The Commodity Futures Trading Commission formally treats event contracts as commodity derivatives under 7 U.S.C. § 7a-3. Key regulatory facts:

  • Designated Contract Markets (DCMs) must file each contract for CFTC review before listing.
  • As of January 2024, the CFTC approved Kalshi's election market contracts after a federal court ruled in Kalshi's favor in September 2024, overturning an earlier agency block.
  • Contracts deemed contrary to "public interest" — such as those tied to terrorism or assassination — remain prohibited.
  • Position limits apply similarly to other commodity derivatives, though specific thresholds vary by contract.

How Pricing Works

Prices are set by continuous double-auction order books, identical in structure to equity or futures exchanges. A YES contract trading at $0.74 means:

  • Implied probability: 74% chance the event resolves YES
  • Maximum profit: $0.26 per contract (26 cents on a 74-cent investment)
  • Maximum loss: $0.74 (the full purchase price)

As of Q1 2026, Kalshi reported average daily trading volume of approximately $28 million across all active markets, with election-related contracts historically generating the highest liquidity.


Settlement and Expiration

Event contracts have a defined expiration tied to the real-world resolution date.
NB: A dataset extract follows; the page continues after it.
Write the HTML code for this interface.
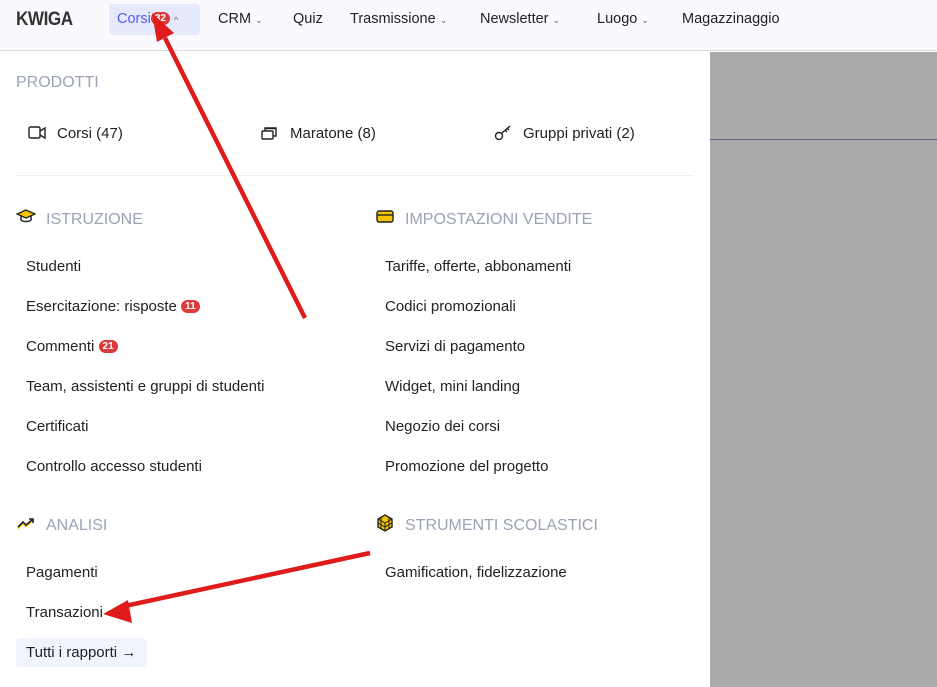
<!DOCTYPE html>
<html><head><meta charset="utf-8"><style>
*{margin:0;padding:0;box-sizing:border-box}
body{width:937px;height:687px;overflow:hidden;background:#fff;font-family:"Liberation Sans",sans-serif;color:#222;position:relative;font-size:14px}
.hdr{position:absolute;left:0;top:0;width:937px;height:51px;background:#f9f9fe;border-bottom:1px solid #dcdce4}
.hdr>span{position:absolute;top:11px;font-size:14.5px;color:#222}
.logo{left:16px;font-weight:bold;font-size:19px!important;top:9px!important;letter-spacing:-0.5px;color:#333!important;transform:scaleX(0.9);transform-origin:left}
.act{position:absolute;left:109px;top:4px;width:91px;height:31px;background:#e6e8fb;border-radius:4px}
.badge{display:inline-block;background:#dc3b3b;color:#fff;font-size:10px;font-weight:bold;border-radius:7px;padding:1px 4px;vertical-align:2px;line-height:11px}
.chev{font-size:9px;color:#666}
.gray{position:absolute;left:710px;top:52px;width:227px;height:635px;background:#aaa}
.gray i{position:absolute;left:0;top:87px;width:227px;height:1px;background:#5a6480}
.t{position:absolute;font-size:15px;color:#222;top:0}
.h{position:absolute;font-size:16px;color:#9aa3b3}
.sep{position:absolute;left:16px;top:175px;width:678px;height:1px;background:#eee}
.btn{position:absolute;left:16px;top:638px;width:131px;height:29px;background:#eff4fd;border-radius:4px;padding:6px 10px;font-size:15px}
</style></head><body>
<div class="hdr">
<div class="act"></div>
<span class="logo">KWIGA</span>
<span style="left:117px;color:#4e5ef0">Corsi<span class="badge">32</span> <span class="chev">^</span></span>
<span style="left:218px">CRM <span class="chev">⌄</span></span>
<span style="left:293px">Quiz</span>
<span style="left:350px">Trasmissione <span class="chev">⌄</span></span>
<span style="left:480px">Newsletter <span class="chev">⌄</span></span>
<span style="left:597px">Luogo <span class="chev">⌄</span></span>
<span style="left:682px">Magazzinaggio</span>
</div>
<div class="gray"><i></i></div>
<div class="h" style="left:16px;top:74px">PRODOTTI</div>
<svg style="position:absolute;left:28px;top:126px" width="19" height="14" fill="none" stroke="#222" stroke-width="1.4"><rect x="1" y="1" width="11" height="11" rx="1.5"/><path d="M12 5l5-3v10l-5-3"/></svg>
<div class="t" style="left:57px;top:125px">Corsi (47)</div>
<svg style="position:absolute;left:261px;top:125px" width="18" height="16" fill="none" stroke="#222" stroke-width="1.4"><rect x="1" y="6" width="11" height="8" rx="1"/><path d="M4 6V3h11v8h-3M4 3.5h11"/></svg>
<div class="t" style="left:290px;top:125px">Maratone (8)</div>
<svg style="position:absolute;left:494px;top:124px" width="18" height="17" fill="none" stroke="#222" stroke-width="1.4"><circle cx="5" cy="12" r="3.5"/><path d="M8 9l8-7M13 4l2 2M11 6l2 2"/></svg>
<div class="t" style="left:523px;top:125px">Gruppi privati (2)</div>
<div class="sep"></div>
<svg style="position:absolute;left:16px;top:209px" width="20" height="14"><path d="M10 1L1 5l9 4 9-4z" fill="#f4c400" stroke="#222" stroke-width="1.3"/><path d="M5 7v4c2 2 8 2 10 0V7" fill="none" stroke="#222" stroke-width="1.5"/></svg>
<div class="h" style="left:46px;top:211px">ISTRUZIONE</div>
<svg style="position:absolute;left:376px;top:210px" width="18" height="13"><rect x="1" y="1" width="16" height="11" rx="2" fill="#f4c400" stroke="#222" stroke-width="1.4"/><path d="M1 5h16" stroke="#222" stroke-width="1.4"/></svg>
<div class="h" style="left:405px;top:211px">IMPOSTAZIONI VENDITE</div>
<div class="t" style="left:26px;top:258px">Studenti</div>
<div class="t" style="left:26px;top:298px">Esercitazione: risposte <span class="badge">11</span></div>
<div class="t" style="left:26px;top:338px">Commenti <span class="badge">21</span></div>
<div class="t" style="left:26px;top:378px">Team, assistenti e gruppi di studenti</div>
<div class="t" style="left:26px;top:418px">Certificati</div>
<div class="t" style="left:26px;top:458px">Controllo accesso studenti</div>
<div class="t" style="left:385px;top:258px">Tariffe, offerte, abbonamenti</div>
<div class="t" style="left:385px;top:298px">Codici promozionali</div>
<div class="t" style="left:385px;top:338px">Servizi di pagamento</div>
<div class="t" style="left:385px;top:378px">Widget, mini landing</div>
<div class="t" style="left:385px;top:418px">Negozio dei corsi</div>
<div class="t" style="left:385px;top:458px">Promozione del progetto</div>
<svg style="position:absolute;left:17px;top:517px" width="19" height="12" fill="none" stroke-width="1.6"><path d="M1 10l5-5 3 3 7-6" stroke="#f4c400" transform="translate(0,1.5)"/><path d="M1 10l5-5 3 3 7-6M12 2h4v4" stroke="#222"/></svg>
<div class="h" style="left:46px;top:517px">ANALISI</div>
<svg style="position:absolute;left:376px;top:514px" width="18" height="18"><path d="M9 1l7 4v8l-7 4-7-4V5z" fill="#f4c400" stroke="#222" stroke-width="1.4"/><path d="M2 9l7 4 7-4M5 3v12M13 3v12M2 5l7 4 7-4M9 9v8" stroke="#222" stroke-width="1" fill="none"/></svg>
<div class="h" style="left:405px;top:517px">STRUMENTI SCOLASTICI</div>
<div class="t" style="left:26px;top:564px">Pagamenti</div>
<div class="t" style="left:26px;top:604px">Transazioni</div>
<div class="t" style="left:385px;top:564px">Gamification, fidelizzazione</div>
<div class="btn">Tutti i rapporti →</div>
<svg style="position:absolute;left:0;top:0" width="937" height="687">
<path d="M305 318L165 38" stroke="#e01b1b" stroke-width="4.5"/>
<path d="M152 13l22 20-17 9z" fill="#e01b1b"/>
<path d="M370 553L125 606" stroke="#e01b1b" stroke-width="4.5"/>
<path d="M103 614l25-14 4 23z" fill="#e01b1b"/>
</svg>
</body></html>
Settlement is automatic: the exchange's resolution committee verifies the outcome against pre-specified data sources (e.g., official government releases, certified sports results), then credits winning positions $1.00 and debits losing positions their full purchase price. Since February 2024, Kalshi has resolved over 14,000 contracts with no publicly documented resolution disputes resulting in regulatory action.


Who Can Trade Event Contracts

Access depends on jurisdiction:

Platform US Residents CFTC Regulated Launched
Kalshi Yes Yes March 2023
CME Event Futures Yes (via brokers) Yes October 2022
Polymarket No (geo-blocked) No 2020
PredictIt Limited (no-action letter) Partial 2014

FAQ

Are event contracts legal in the United States? Yes, event contracts traded on CFTC-designated exchanges like Kalshi and CME are legal for US residents as of May 2026. Offshore platforms such as Polymarket are not legally accessible to US traders under current CFTC enforcement guidance.
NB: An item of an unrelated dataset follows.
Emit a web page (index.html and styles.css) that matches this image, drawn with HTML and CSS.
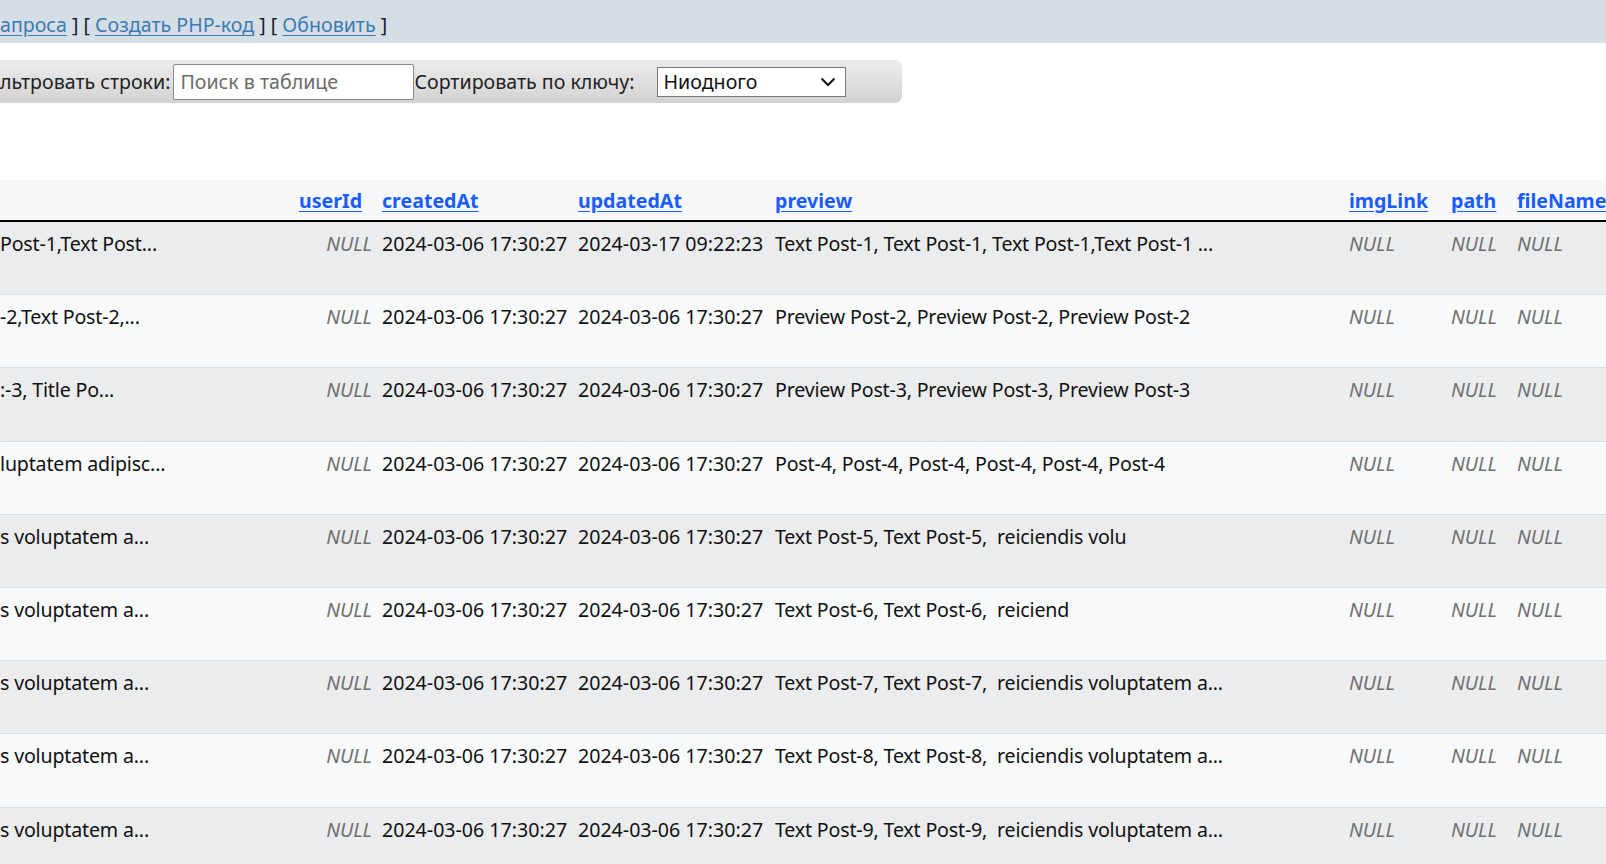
FILE: index.html
```html
<!DOCTYPE html>
<html lang="ru">
<head>
<meta charset="utf-8">
<title>phpMyAdmin — posts</title>
<link rel="stylesheet" href="styles.css">
</head>
<body>
<div class="page">
  <div class="sqlbar">
    <a href="#">апроса</a> ] [ <a href="#">Создать PHP-код</a> ] [ <a href="#">Обновить</a> ]
  </div>

  <div class="filterbar">
    <span class="label">льтровать строки:</span>
    <input class="search" type="text" placeholder="Поиск в таблице">
    <span class="label">Сортировать по ключу:</span>
    <div class="select">
      <span>Ниодного</span>
      <svg width="16" height="10" viewBox="0 0 16 10"><path d="M1.5 1.5 L8 8 L14.5 1.5" fill="none" stroke="#111" stroke-width="2"/></svg>
    </div>
  </div>

  <div class="tablewrap">
    <table class="data">
      <colgroup>
        <col class="c-text"><col class="c-user"><col class="c-created"><col class="c-updated"><col class="c-preview"><col class="c-img"><col class="c-path"><col class="c-file">
      </colgroup>
      <thead>
        <tr>
          <th></th>
          <th><a href="#">userId</a></th>
          <th><a href="#">createdAt</a></th>
          <th><a href="#">updatedAt</a></th>
          <th><a href="#">preview</a></th>
          <th><a href="#">imgLink</a></th>
          <th><a href="#">path</a></th>
          <th><a href="#">fileName</a></th>
        </tr>
      </thead>
      <tbody>
        <tr><td class="txt">Post-1,Text Post...</td><td class="null">NULL</td><td>2024-03-06 17:30:27</td><td>2024-03-17 09:22:23</td><td class="txt">Text Post-1, Text Post-1, Text Post-1,Text Post-1 ...</td><td class="nl">NULL</td><td class="nl">NULL</td><td class="nl">NULL</td></tr>
        <tr><td class="txt">-2,Text Post-2,...</td><td class="null">NULL</td><td>2024-03-06 17:30:27</td><td>2024-03-06 17:30:27</td><td class="txt">Preview Post-2, Preview Post-2, Preview Post-2</td><td class="nl">NULL</td><td class="nl">NULL</td><td class="nl">NULL</td></tr>
        <tr><td class="txt">:-3, Title Po...</td><td class="null">NULL</td><td>2024-03-06 17:30:27</td><td>2024-03-06 17:30:27</td><td class="txt">Preview Post-3, Preview Post-3, Preview Post-3</td><td class="nl">NULL</td><td class="nl">NULL</td><td class="nl">NULL</td></tr>
        <tr><td class="txt">luptatem adipisc...</td><td class="null">NULL</td><td>2024-03-06 17:30:27</td><td>2024-03-06 17:30:27</td><td class="txt">Post-4, Post-4, Post-4, Post-4, Post-4, Post-4</td><td class="nl">NULL</td><td class="nl">NULL</td><td class="nl">NULL</td></tr>
        <tr><td class="txt">s voluptatem a...</td><td class="null">NULL</td><td>2024-03-06 17:30:27</td><td>2024-03-06 17:30:27</td><td class="txt">Text Post-5, Text Post-5,&nbsp; reiciendis volu</td><td class="nl">NULL</td><td class="nl">NULL</td><td class="nl">NULL</td></tr>
        <tr><td class="txt">s voluptatem a...</td><td class="null">NULL</td><td>2024-03-06 17:30:27</td><td>2024-03-06 17:30:27</td><td class="txt">Text Post-6, Text Post-6,&nbsp; reiciend</td><td class="nl">NULL</td><td class="nl">NULL</td><td class="nl">NULL</td></tr>
        <tr><td class="txt">s voluptatem a...</td><td class="null">NULL</td><td>2024-03-06 17:30:27</td><td>2024-03-06 17:30:27</td><td class="txt">Text Post-7, Text Post-7,&nbsp; reiciendis voluptatem a...</td><td class="nl">NULL</td><td class="nl">NULL</td><td class="nl">NULL</td></tr>
        <tr><td class="txt">s voluptatem a...</td><td class="null">NULL</td><td>2024-03-06 17:30:27</td><td>2024-03-06 17:30:27</td><td class="txt">Text Post-8, Text Post-8,&nbsp; reiciendis voluptatem a...</td><td class="nl">NULL</td><td class="nl">NULL</td><td class="nl">NULL</td></tr>
        <tr><td class="txt">s voluptatem a...</td><td class="null">NULL</td><td>2024-03-06 17:30:27</td><td>2024-03-06 17:30:27</td><td class="txt">Text Post-9, Text Post-9,&nbsp; reiciendis voluptatem a...</td><td class="nl">NULL</td><td class="nl">NULL</td><td class="nl">NULL</td></tr>
      </tbody>
    </table>
  </div>
</div>
</body>
</html>
```
FILE: styles.css
```css
html, body {
  margin: 0;
  padding: 0;
  background: #fff;
  overflow: hidden;
}
body {
  font-family: "Noto Sans", "Open Sans", sans-serif;
  font-size: 19.6px;
  line-height: 24px;
  color: #111;
}
.page {
  width: 1606px;
  overflow: hidden;
}

/* top SQL link bar */
.sqlbar {
  height: 43px;
  box-sizing: border-box;
  padding-top: 12px;
  line-height: 26px;
  background: #d5dde5;
  color: #1a1a2e;
  white-space: nowrap;
}
.sqlbar a {
  color: #3a7cb6;
  text-decoration: underline;
  text-underline-offset: 3px;
}

/* filter bar */
.filterbar {
  margin-top: 17px;
  display: flex;
  align-items: center;
  width: 902px;
  height: 43px;
  box-sizing: border-box;
  background: linear-gradient(#ececec, #d2d2d2);
  border-radius: 0 7px 7px 0;
  white-space: nowrap;
}
.filterbar .label {
  color: #222;
}
.search {
  margin-left: 3px;
  width: 241px;
  height: 36px;
  box-sizing: border-box;
  border: 1px solid #8a8a8a;
  border-radius: 2px;
  padding: 0 6px;
  font: inherit;
  color: #222;
  background: #fff;
}
.search::placeholder {
  color: #6b6b6b;
}
.select {
  margin-left: 22px;
  width: 189px;
  height: 30px;
  box-sizing: border-box;
  border: 1px solid #7a7a7a;
  background: #fff;
  display: flex;
  align-items: center;
  justify-content: space-between;
  padding: 0 9px 0 6px;
  color: #111;
}
.select svg {
  display: block;
}

/* data table */
.tablewrap {
  margin-top: 76px;
  width: 1606px;
  overflow: hidden;
}
.data {
  border-collapse: collapse;
  table-layout: fixed;
  width: 1632px;
}
.c-text { width: 294px; }
.c-user { width: 83px; }
.c-created { width: 196px; }
.c-updated { width: 197px; }
.c-preview { width: 574px; }
.c-img { width: 102px; }
.c-path { width: 66px; }
.c-file { width: 120px; }

.data th {
  background: #f7f8fa;
  text-align: left;
  font-weight: 700;
  padding: 10px 5px 7px;
  height: 24px;
  border-bottom: 2px solid #000;
  white-space: nowrap;
  vertical-align: top;
}
.data th:first-child,
.data td:first-child {
  padding-left: 0;
}
.data th a {
  color: #1a5cff;
  text-decoration: underline;
  text-underline-offset: 3px;
}
.data td {
  padding: 10px 5px 38.2px;
  height: 24px;
  vertical-align: top;
  white-space: nowrap;
  overflow: hidden;
  border-bottom: 1px solid #dcdfe3;
}
.data td.txt {
  letter-spacing: -0.17px;
}
.data tbody tr:nth-child(odd) td { background: #ebecee; }
.data tbody tr:nth-child(even) td { background: #f8f9fa; }
.data td.null {
  text-align: right;
  font-style: italic;
  color: #707070;
}
.data td.nl {
  font-style: italic;
  color: #707070;
}
```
How is an event contract different from sports betting? Event contracts are regulated as commodity derivatives under federal law, meaning they are subject to CFTC oversight and traded on licensed exchanges — a distinct legal and structural framework from state-licensed sportsbooks. Sports betting licenses are issued at the state level and operate under separate statutory authority.

Can you lose more than you invest in an event contract? No. The maximum loss on a YES position is the purchase price (up to $0.99 per contract), and the maximum loss on a NO position is similarly capped. Unlike margin-based futures, event contracts carry no risk of losses exceeding the initial outlay.

What happens if an event is cancelled or ambiguous? Exchanges publish resolution rules in advance specifying exactly how edge cases are handled. If a defined resolution source is unavailable or the event is formally cancelled, most exchanges — including Kalshi as of its 2024 rulebook update — return the full purchase price to all position holders.

How liquid are event contract markets? Liquidity varies significantly by contract type. As of March 2026, Fed rate decision contracts on Kalshi typically showed bid-ask spreads of $0.01–$0.02, while niche economic indicator markets could show spreads of $0.05–$0.10, reflecting lower trader participation in those markets.